司修展 「絵本との関係2020」

司修展 「絵本との関係2020」

会場: ギャラリーヒルゲート 1F・2F
会期:2020年9月8日(火)~9月20日(日)<9月14日(月)休廊>
開廊時間:12:00~19:00(最終日~17:00)

 

 ぼくが絵を描きだし、前橋から東京へ飛び出て行き、「死んでも絵かきになる」と意気込んでいたころからずっと、「売れるような絵を描いたらダメ」という雰囲気の中で生きた。新聞配達さえ雇ってもらえない時代であった。しかし、「ダメ」をいっている人たちはだいたい小、中、高、大の教員であった。

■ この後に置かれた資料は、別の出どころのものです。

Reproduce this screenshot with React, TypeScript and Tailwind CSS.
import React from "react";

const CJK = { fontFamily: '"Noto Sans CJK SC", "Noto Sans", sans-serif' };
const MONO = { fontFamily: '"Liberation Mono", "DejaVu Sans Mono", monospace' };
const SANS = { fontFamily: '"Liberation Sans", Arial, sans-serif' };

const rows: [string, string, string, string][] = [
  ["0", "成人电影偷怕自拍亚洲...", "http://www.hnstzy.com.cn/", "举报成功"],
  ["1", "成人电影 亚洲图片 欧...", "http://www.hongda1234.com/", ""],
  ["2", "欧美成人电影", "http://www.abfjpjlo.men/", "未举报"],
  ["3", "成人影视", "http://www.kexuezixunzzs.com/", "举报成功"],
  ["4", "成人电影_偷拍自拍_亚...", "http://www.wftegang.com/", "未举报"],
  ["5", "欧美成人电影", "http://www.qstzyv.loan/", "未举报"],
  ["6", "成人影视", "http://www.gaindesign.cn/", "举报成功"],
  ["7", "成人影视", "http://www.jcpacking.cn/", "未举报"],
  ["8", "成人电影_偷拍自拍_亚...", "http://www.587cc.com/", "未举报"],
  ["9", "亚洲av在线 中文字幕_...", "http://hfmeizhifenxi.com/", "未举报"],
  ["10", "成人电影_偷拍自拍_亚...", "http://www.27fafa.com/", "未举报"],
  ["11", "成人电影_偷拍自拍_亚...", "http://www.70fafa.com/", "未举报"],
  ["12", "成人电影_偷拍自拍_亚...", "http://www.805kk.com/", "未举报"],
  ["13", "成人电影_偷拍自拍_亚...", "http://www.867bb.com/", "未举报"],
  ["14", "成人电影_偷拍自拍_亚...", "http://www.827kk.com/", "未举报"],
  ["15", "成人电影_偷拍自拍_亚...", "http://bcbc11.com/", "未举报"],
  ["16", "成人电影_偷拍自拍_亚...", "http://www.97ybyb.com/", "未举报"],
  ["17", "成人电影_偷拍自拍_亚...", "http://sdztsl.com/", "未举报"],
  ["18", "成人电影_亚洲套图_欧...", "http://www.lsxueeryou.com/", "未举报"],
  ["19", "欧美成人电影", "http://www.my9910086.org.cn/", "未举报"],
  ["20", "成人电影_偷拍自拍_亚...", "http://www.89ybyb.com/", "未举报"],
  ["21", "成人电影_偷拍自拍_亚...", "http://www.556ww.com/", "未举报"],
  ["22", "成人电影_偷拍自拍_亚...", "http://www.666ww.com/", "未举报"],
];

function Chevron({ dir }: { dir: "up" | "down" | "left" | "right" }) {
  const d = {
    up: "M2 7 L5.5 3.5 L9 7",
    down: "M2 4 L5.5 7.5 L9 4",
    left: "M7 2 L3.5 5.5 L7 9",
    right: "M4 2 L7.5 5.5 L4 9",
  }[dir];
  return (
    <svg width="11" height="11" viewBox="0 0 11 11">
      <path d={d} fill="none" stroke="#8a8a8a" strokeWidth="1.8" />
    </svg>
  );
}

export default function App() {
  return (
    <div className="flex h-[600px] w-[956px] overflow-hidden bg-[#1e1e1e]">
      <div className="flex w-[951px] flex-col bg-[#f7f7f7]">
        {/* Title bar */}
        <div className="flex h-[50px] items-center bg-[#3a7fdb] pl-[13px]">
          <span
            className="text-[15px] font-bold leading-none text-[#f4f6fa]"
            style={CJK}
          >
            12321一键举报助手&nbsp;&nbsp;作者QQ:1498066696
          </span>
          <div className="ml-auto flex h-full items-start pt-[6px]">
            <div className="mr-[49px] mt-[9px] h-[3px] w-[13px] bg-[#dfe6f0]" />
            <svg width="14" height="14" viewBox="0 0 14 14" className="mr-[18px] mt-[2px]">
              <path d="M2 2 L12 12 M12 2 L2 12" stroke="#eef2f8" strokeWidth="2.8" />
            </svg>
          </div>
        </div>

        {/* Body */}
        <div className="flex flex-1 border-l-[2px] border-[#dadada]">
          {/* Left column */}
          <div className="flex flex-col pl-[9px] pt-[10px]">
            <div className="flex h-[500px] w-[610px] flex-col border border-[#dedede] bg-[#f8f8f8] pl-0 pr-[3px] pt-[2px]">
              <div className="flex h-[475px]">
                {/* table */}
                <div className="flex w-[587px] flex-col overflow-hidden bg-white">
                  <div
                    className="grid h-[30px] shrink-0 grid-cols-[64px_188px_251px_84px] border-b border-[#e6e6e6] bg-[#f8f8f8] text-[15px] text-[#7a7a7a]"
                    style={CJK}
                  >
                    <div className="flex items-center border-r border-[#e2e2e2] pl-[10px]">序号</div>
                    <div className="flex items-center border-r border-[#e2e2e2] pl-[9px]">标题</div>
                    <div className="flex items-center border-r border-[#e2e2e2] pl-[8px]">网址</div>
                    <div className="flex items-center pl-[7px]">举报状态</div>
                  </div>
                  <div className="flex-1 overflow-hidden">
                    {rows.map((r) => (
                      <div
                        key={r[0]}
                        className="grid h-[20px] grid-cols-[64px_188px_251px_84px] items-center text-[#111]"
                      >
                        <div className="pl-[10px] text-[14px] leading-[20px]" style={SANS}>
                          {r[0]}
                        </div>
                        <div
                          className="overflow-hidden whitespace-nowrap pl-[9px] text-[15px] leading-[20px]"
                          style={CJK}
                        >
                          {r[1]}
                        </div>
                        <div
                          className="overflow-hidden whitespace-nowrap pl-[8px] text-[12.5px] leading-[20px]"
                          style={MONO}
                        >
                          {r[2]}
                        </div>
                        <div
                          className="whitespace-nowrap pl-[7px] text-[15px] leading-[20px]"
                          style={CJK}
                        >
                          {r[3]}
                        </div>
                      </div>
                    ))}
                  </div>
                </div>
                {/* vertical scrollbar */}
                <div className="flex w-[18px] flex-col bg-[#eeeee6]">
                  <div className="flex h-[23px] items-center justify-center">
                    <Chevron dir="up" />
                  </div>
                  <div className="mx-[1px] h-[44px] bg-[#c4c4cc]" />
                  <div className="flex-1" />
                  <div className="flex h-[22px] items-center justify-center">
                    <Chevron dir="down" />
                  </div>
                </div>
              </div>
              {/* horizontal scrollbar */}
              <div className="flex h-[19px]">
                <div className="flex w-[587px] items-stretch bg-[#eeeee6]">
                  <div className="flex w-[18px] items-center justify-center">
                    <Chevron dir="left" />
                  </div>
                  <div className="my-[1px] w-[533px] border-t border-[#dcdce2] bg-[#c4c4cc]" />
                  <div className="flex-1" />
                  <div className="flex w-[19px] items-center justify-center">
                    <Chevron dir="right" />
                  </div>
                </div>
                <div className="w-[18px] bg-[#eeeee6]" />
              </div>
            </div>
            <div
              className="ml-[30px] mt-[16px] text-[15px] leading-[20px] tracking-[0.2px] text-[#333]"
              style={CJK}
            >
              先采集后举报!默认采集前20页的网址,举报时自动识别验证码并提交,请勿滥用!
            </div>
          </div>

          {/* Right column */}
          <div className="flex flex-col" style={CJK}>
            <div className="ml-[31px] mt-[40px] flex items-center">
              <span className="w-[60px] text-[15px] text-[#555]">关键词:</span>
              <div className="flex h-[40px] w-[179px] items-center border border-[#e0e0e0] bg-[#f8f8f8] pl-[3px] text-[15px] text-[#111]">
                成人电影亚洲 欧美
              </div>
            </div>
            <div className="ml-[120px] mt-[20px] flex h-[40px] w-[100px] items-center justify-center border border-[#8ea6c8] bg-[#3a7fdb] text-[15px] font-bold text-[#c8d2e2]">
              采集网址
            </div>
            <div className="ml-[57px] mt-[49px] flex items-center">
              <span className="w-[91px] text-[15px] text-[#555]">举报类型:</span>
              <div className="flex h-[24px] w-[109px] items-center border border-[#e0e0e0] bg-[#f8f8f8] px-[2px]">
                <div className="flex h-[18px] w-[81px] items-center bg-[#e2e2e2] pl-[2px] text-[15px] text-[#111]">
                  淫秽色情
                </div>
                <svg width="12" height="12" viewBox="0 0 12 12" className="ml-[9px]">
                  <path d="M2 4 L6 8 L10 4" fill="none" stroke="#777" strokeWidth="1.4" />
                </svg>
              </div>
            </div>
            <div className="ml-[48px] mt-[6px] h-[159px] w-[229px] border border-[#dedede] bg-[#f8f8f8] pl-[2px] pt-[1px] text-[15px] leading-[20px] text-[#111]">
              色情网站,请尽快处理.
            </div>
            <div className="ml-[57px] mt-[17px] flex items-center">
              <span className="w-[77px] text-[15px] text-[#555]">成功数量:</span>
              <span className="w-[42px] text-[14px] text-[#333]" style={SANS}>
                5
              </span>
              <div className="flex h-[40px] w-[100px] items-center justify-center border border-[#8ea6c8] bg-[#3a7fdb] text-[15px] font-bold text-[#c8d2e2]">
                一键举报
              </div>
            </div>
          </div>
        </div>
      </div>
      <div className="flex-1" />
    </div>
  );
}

 それでもぼくががんばれたのは、大野五郎という画家と出会ったことである。貧乏なんてへいちゃらの生活をしていた大野さん家に行くと、「おれはまだまだ甘い」と思った。だが家賃滞納を誤魔化す術もなくなって、田舎へ逃げて行った。けれどあきらめきれず、敷金と二ヶ月分の家賃を懐に再び東京へ出て行った。出版社へいろんな絵の見本を持ち込んだ。家賃滞納半年後に、絵本の仕事が舞い込んだ。絵本も「売れる絵はダメ」のうちに入っていた。「誰も助けてくれないのだから、やるしかない」と腹をくくった。

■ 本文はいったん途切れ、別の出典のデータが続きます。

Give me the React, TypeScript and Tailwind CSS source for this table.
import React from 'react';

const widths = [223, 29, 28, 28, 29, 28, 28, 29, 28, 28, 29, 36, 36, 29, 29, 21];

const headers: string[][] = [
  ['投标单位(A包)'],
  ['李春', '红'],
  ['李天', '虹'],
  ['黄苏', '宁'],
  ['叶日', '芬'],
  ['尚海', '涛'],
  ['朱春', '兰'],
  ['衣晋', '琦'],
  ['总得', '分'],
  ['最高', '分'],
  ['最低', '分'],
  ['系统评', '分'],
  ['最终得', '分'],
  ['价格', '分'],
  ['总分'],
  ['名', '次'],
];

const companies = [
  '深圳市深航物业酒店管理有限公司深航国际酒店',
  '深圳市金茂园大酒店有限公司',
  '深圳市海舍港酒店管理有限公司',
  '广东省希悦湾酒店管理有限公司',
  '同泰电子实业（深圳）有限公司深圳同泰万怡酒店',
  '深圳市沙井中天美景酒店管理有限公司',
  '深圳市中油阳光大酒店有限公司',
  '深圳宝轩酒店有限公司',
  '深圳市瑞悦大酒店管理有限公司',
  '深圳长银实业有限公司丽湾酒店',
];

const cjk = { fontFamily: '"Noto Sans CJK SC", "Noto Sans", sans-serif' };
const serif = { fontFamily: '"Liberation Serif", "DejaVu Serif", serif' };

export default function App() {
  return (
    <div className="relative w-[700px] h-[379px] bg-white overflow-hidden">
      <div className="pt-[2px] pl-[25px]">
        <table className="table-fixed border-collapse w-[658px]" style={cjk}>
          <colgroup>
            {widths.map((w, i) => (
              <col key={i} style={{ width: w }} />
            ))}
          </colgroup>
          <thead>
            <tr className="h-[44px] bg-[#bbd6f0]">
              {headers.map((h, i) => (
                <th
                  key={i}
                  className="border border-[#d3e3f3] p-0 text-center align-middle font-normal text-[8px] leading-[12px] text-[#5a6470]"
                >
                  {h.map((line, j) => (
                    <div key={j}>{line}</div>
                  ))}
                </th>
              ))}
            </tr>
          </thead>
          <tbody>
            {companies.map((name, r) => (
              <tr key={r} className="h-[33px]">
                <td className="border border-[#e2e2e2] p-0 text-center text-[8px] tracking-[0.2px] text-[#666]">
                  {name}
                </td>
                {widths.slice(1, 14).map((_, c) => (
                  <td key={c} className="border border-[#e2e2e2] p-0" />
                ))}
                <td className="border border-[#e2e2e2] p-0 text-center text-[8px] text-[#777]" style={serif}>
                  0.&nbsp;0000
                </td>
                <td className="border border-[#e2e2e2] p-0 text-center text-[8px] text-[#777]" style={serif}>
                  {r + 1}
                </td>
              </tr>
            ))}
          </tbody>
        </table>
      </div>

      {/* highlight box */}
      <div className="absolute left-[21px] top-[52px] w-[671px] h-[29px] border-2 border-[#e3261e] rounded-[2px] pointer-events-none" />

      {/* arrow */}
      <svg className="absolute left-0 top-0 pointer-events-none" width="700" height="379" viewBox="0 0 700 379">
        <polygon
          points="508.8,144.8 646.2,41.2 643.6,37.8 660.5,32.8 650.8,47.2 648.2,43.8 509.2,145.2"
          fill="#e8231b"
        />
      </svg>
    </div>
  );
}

 初めての依頼は『ちびくろサンボ』で、あった。続けて、『みにくいあひるの子』(1965どちらも偕成社)である。堕落の坂を下りていく思いを持ちながら絵本を描いた。その翌年、ここに出品した『サーカスがやってきた』の絵を描いた。とうぜん陰口をきかれるようになったが、ぼくは「おれも生きていかなくては絵を描けない」と怒り狂って絵を描いた。

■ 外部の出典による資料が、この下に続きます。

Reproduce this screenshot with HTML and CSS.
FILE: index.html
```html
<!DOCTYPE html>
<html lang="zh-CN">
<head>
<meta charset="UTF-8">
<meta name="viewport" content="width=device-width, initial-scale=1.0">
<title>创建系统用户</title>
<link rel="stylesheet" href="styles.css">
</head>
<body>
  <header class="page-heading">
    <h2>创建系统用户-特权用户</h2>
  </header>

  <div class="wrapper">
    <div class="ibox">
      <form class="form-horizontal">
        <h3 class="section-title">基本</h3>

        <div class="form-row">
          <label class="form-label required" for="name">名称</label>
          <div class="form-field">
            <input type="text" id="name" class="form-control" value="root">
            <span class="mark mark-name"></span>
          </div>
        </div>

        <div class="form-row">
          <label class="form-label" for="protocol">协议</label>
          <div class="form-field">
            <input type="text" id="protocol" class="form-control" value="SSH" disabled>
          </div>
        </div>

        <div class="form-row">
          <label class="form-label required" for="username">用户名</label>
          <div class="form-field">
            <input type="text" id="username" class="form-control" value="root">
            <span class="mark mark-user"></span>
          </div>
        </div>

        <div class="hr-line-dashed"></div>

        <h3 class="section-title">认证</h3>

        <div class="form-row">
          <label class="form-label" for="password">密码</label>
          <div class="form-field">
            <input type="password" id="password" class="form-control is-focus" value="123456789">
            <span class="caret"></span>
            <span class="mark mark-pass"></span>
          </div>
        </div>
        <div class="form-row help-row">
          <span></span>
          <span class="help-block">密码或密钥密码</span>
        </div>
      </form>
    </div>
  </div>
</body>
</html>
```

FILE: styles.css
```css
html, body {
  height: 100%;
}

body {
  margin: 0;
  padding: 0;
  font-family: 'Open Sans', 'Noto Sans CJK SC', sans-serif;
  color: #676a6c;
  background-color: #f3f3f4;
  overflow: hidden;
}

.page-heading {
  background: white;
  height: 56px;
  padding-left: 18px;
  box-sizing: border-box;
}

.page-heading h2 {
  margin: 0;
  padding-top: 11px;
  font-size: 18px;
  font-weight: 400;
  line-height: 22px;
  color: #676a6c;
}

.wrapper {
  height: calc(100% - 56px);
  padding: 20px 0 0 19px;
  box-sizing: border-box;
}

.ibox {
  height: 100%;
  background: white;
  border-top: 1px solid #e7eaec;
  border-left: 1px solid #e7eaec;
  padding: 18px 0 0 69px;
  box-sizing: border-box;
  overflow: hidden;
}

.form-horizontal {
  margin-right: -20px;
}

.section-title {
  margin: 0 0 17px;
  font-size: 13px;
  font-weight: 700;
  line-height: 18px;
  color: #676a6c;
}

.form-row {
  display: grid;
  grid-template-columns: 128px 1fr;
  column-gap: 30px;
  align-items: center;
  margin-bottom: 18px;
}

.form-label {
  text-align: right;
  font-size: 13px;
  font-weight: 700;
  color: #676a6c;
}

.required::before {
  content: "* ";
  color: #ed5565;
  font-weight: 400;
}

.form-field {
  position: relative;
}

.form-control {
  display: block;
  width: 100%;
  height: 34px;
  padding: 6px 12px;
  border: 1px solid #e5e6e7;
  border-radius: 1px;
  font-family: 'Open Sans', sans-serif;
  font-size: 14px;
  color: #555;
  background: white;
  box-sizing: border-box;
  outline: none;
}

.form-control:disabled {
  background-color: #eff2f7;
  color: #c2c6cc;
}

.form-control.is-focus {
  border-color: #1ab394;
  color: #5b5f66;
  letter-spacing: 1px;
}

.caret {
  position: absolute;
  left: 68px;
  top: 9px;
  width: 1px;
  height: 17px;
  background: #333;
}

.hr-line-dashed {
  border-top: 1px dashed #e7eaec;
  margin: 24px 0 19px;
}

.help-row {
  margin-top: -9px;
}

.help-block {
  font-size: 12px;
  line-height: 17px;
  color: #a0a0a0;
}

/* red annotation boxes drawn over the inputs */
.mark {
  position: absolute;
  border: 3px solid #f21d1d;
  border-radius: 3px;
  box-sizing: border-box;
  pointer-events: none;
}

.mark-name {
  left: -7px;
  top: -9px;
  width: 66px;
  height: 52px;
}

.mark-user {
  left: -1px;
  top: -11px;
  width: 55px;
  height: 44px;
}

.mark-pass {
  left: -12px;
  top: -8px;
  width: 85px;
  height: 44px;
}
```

 そうしているうちに、松谷みよ子さんの『まちんと』(1978 借成社)を頼まれ、ヒロシマの現実を取材するようになり、それまでの考えでは描けないと思うようになった。描けるようになるまで二年かかった。それからぼくの「絵本」は、自由に描く絵と同じく、一生の仕事とするようになった。展示替えした「原爆資料館」ショッピンクルームに、「まちんと」があった。描いてよかったなと思った。